» What to do
Repeat every entry word for word, skipping the pictures.

» Records supplied
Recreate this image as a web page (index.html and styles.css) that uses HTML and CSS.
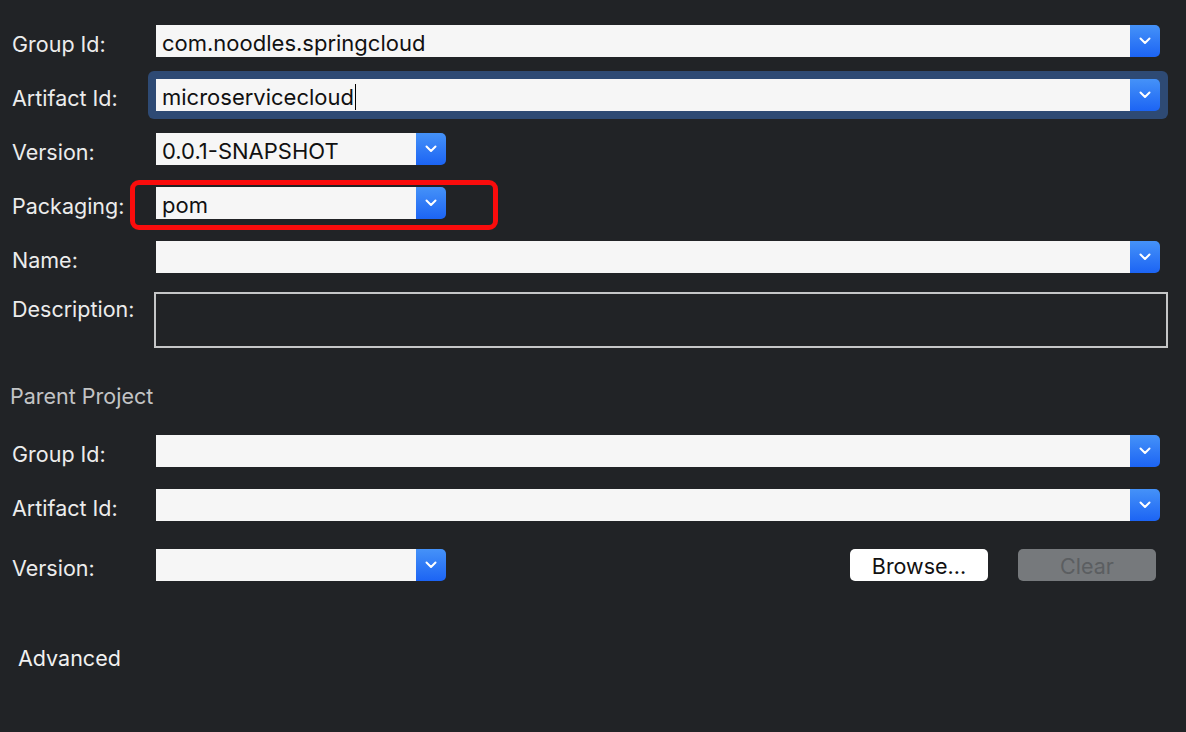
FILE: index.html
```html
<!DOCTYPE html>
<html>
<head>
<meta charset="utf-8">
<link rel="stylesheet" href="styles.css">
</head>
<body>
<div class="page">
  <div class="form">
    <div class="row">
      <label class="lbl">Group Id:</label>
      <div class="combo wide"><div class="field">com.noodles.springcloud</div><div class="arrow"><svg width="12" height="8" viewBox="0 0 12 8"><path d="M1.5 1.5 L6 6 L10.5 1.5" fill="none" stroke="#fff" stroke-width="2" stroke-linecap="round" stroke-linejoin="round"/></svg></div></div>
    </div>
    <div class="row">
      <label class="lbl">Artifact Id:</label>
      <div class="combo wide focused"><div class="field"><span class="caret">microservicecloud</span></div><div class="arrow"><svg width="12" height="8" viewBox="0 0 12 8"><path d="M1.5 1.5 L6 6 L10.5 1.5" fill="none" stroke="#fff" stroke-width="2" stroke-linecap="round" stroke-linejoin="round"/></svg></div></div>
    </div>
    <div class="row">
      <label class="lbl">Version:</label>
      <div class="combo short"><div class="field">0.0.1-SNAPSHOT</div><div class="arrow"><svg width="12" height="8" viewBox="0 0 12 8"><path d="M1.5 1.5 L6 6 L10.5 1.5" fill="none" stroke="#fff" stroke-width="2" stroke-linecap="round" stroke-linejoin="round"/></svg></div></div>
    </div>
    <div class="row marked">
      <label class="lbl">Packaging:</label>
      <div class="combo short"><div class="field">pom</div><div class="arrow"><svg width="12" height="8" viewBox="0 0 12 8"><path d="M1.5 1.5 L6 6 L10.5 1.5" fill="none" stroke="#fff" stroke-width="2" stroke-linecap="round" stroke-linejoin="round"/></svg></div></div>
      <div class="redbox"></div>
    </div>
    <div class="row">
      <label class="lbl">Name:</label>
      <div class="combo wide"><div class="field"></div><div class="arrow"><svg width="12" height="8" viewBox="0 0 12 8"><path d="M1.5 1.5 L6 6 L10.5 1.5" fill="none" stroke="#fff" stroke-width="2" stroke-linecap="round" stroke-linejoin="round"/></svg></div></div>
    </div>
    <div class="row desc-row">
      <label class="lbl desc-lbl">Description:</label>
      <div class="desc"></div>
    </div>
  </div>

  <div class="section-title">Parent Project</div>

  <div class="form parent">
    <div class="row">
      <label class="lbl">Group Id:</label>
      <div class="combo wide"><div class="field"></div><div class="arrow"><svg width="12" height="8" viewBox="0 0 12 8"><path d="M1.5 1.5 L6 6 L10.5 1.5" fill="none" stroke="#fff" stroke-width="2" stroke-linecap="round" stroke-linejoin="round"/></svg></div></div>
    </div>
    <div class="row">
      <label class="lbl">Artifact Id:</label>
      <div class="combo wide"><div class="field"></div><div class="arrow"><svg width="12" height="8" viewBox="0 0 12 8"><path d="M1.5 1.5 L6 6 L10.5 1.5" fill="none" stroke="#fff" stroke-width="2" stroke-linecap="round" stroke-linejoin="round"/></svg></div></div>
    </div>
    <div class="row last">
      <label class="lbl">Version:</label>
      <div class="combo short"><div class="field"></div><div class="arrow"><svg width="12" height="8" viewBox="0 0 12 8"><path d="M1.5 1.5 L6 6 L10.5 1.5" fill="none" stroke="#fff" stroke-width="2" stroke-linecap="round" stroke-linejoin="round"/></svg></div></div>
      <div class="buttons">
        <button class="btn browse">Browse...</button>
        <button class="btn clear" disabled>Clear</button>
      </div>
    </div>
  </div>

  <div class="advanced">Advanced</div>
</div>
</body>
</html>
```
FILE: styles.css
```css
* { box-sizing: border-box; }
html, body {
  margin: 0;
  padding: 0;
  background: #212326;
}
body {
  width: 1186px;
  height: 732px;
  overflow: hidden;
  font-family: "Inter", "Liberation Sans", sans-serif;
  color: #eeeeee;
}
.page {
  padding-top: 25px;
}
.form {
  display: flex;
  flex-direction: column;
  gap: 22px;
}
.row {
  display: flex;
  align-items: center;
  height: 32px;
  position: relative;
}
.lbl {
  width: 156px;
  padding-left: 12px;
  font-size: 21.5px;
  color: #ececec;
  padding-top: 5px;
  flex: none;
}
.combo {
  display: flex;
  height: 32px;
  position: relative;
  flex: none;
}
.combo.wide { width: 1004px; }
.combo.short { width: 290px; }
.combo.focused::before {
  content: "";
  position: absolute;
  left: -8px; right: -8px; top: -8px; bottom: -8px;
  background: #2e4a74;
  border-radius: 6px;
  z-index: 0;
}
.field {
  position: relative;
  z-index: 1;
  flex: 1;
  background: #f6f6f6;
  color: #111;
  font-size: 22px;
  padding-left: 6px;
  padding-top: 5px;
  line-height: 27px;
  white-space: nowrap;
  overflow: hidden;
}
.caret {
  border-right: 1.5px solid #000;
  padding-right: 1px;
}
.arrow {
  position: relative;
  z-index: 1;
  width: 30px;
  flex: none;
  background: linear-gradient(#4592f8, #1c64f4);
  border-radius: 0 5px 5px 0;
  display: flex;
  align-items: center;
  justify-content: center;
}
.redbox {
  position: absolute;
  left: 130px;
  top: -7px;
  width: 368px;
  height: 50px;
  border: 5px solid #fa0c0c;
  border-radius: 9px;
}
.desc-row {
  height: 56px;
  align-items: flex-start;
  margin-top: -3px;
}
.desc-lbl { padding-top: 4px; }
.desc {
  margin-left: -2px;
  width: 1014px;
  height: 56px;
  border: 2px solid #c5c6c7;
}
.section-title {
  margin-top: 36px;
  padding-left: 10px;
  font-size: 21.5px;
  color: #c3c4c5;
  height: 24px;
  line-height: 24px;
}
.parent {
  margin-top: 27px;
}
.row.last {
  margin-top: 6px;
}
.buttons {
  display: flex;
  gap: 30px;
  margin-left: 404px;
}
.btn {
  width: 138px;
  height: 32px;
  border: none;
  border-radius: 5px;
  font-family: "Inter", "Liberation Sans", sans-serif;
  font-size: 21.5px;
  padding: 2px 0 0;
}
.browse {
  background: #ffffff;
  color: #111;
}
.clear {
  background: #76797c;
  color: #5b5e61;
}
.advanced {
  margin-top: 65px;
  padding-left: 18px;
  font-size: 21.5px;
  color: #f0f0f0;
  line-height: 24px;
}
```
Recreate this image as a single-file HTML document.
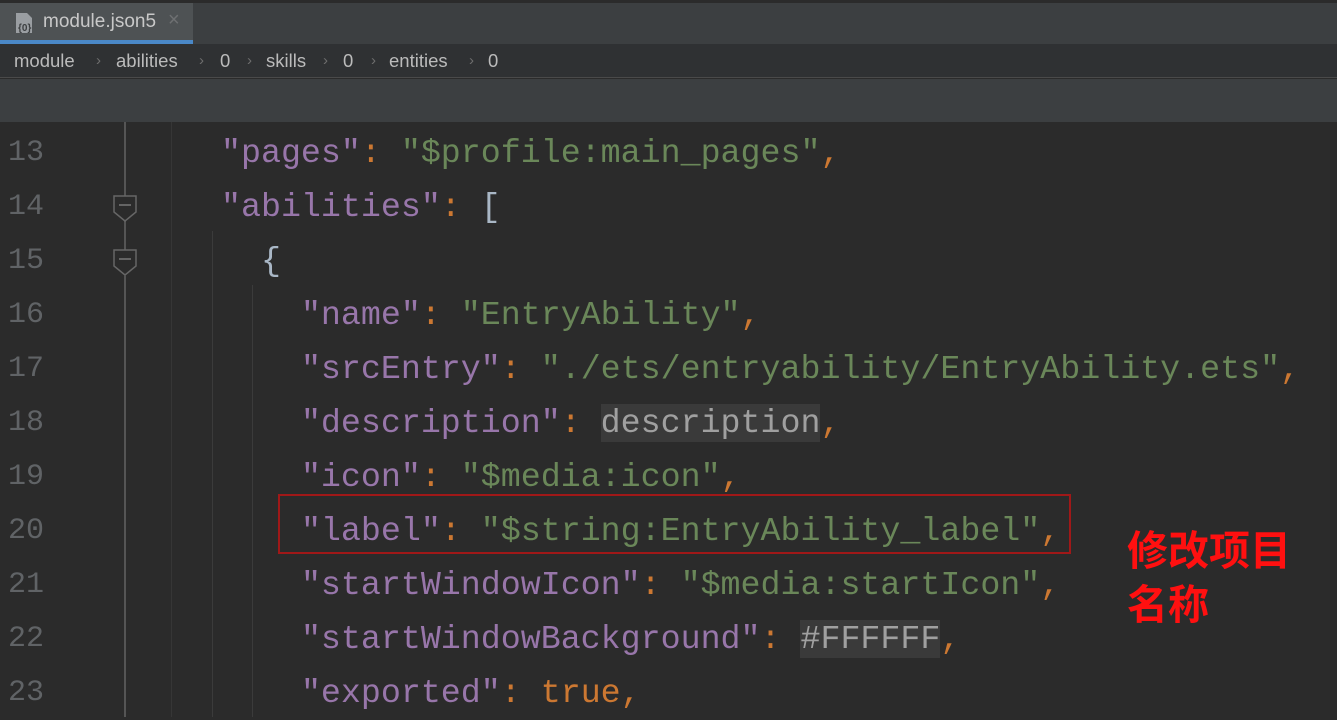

» Solution
Recreate this image as a web page (index.html and styles.css) that uses HTML and CSS.
FILE: index.html
```html
<!DOCTYPE html>
<html>
<head>
<meta charset="utf-8">
<link rel="stylesheet" href="styles.css">
</head>
<body>
<div class="page">
  <div class="form">
    <div class="row">
      <label class="lbl">Group Id:</label>
      <div class="combo wide"><div class="field">com.noodles.springcloud</div><div class="arrow"><svg width="12" height="8" viewBox="0 0 12 8"><path d="M1.5 1.5 L6 6 L10.5 1.5" fill="none" stroke="#fff" stroke-width="2" stroke-linecap="round" stroke-linejoin="round"/></svg></div></div>
    </div>
    <div class="row">
      <label class="lbl">Artifact Id:</label>
      <div class="combo wide focused"><div class="field"><span class="caret">microservicecloud</span></div><div class="arrow"><svg width="12" height="8" viewBox="0 0 12 8"><path d="M1.5 1.5 L6 6 L10.5 1.5" fill="none" stroke="#fff" stroke-width="2" stroke-linecap="round" stroke-linejoin="round"/></svg></div></div>
    </div>
    <div class="row">
      <label class="lbl">Version:</label>
      <div class="combo short"><div class="field">0.0.1-SNAPSHOT</div><div class="arrow"><svg width="12" height="8" viewBox="0 0 12 8"><path d="M1.5 1.5 L6 6 L10.5 1.5" fill="none" stroke="#fff" stroke-width="2" stroke-linecap="round" stroke-linejoin="round"/></svg></div></div>
    </div>
    <div class="row marked">
      <label class="lbl">Packaging:</label>
      <div class="combo short"><div class="field">pom</div><div class="arrow"><svg width="12" height="8" viewBox="0 0 12 8"><path d="M1.5 1.5 L6 6 L10.5 1.5" fill="none" stroke="#fff" stroke-width="2" stroke-linecap="round" stroke-linejoin="round"/></svg></div></div>
      <div class="redbox"></div>
    </div>
    <div class="row">
      <label class="lbl">Name:</label>
      <div class="combo wide"><div class="field"></div><div class="arrow"><svg width="12" height="8" viewBox="0 0 12 8"><path d="M1.5 1.5 L6 6 L10.5 1.5" fill="none" stroke="#fff" stroke-width="2" stroke-linecap="round" stroke-linejoin="round"/></svg></div></div>
    </div>
    <div class="row desc-row">
      <label class="lbl desc-lbl">Description:</label>
      <div class="desc"></div>
    </div>
  </div>

  <div class="section-title">Parent Project</div>

  <div class="form parent">
    <div class="row">
      <label class="lbl">Group Id:</label>
      <div class="combo wide"><div class="field"></div><div class="arrow"><svg width="12" height="8" viewBox="0 0 12 8"><path d="M1.5 1.5 L6 6 L10.5 1.5" fill="none" stroke="#fff" stroke-width="2" stroke-linecap="round" stroke-linejoin="round"/></svg></div></div>
    </div>
    <div class="row">
      <label class="lbl">Artifact Id:</label>
      <div class="combo wide"><div class="field"></div><div class="arrow"><svg width="12" height="8" viewBox="0 0 12 8"><path d="M1.5 1.5 L6 6 L10.5 1.5" fill="none" stroke="#fff" stroke-width="2" stroke-linecap="round" stroke-linejoin="round"/></svg></div></div>
    </div>
    <div class="row last">
      <label class="lbl">Version:</label>
      <div class="combo short"><div class="field"></div><div class="arrow"><svg width="12" height="8" viewBox="0 0 12 8"><path d="M1.5 1.5 L6 6 L10.5 1.5" fill="none" stroke="#fff" stroke-width="2" stroke-linecap="round" stroke-linejoin="round"/></svg></div></div>
      <div class="buttons">
        <button class="btn browse">Browse...</button>
        <button class="btn clear" disabled>Clear</button>
      </div>
    </div>
  </div>

  <div class="advanced">Advanced</div>
</div>
</body>
</html>
```
FILE: styles.css
```css
* { box-sizing: border-box; }
html, body {
  margin: 0;
  padding: 0;
  background: #212326;
}
body {
  width: 1186px;
  height: 732px;
  overflow: hidden;
  font-family: "Inter", "Liberation Sans", sans-serif;
  color: #eeeeee;
}
.page {
  padding-top: 25px;
}
.form {
  display: flex;
  flex-direction: column;
  gap: 22px;
}
.row {
  display: flex;
  align-items: center;
  height: 32px;
  position: relative;
}
.lbl {
  width: 156px;
  padding-left: 12px;
  font-size: 21.5px;
  color: #ececec;
  padding-top: 5px;
  flex: none;
}
.combo {
  display: flex;
  height: 32px;
  position: relative;
  flex: none;
}
.combo.wide { width: 1004px; }
.combo.short { width: 290px; }
.combo.focused::before {
  content: "";
  position: absolute;
  left: -8px; right: -8px; top: -8px; bottom: -8px;
  background: #2e4a74;
  border-radius: 6px;
  z-index: 0;
}
.field {
  position: relative;
  z-index: 1;
  flex: 1;
  background: #f6f6f6;
  color: #111;
  font-size: 22px;
  padding-left: 6px;
  padding-top: 5px;
  line-height: 27px;
  white-space: nowrap;
  overflow: hidden;
}
.caret {
  border-right: 1.5px solid #000;
  padding-right: 1px;
}
.arrow {
  position: relative;
  z-index: 1;
  width: 30px;
  flex: none;
  background: linear-gradient(#4592f8, #1c64f4);
  border-radius: 0 5px 5px 0;
  display: flex;
  align-items: center;
  justify-content: center;
}
.redbox {
  position: absolute;
  left: 130px;
  top: -7px;
  width: 368px;
  height: 50px;
  border: 5px solid #fa0c0c;
  border-radius: 9px;
}
.desc-row {
  height: 56px;
  align-items: flex-start;
  margin-top: -3px;
}
.desc-lbl { padding-top: 4px; }
.desc {
  margin-left: -2px;
  width: 1014px;
  height: 56px;
  border: 2px solid #c5c6c7;
}
.section-title {
  margin-top: 36px;
  padding-left: 10px;
  font-size: 21.5px;
  color: #c3c4c5;
  height: 24px;
  line-height: 24px;
}
.parent {
  margin-top: 27px;
}
.row.last {
  margin-top: 6px;
}
.buttons {
  display: flex;
  gap: 30px;
  margin-left: 404px;
}
.btn {
  width: 138px;
  height: 32px;
  border: none;
  border-radius: 5px;
  font-family: "Inter", "Liberation Sans", sans-serif;
  font-size: 21.5px;
  padding: 2px 0 0;
}
.browse {
  background: #ffffff;
  color: #111;
}
.clear {
  background: #76797c;
  color: #5b5e61;
}
.advanced {
  margin-top: 65px;
  padding-left: 18px;
  font-size: 21.5px;
  color: #f0f0f0;
  line-height: 24px;
}
```
Recreate this image as a single-file HTML document.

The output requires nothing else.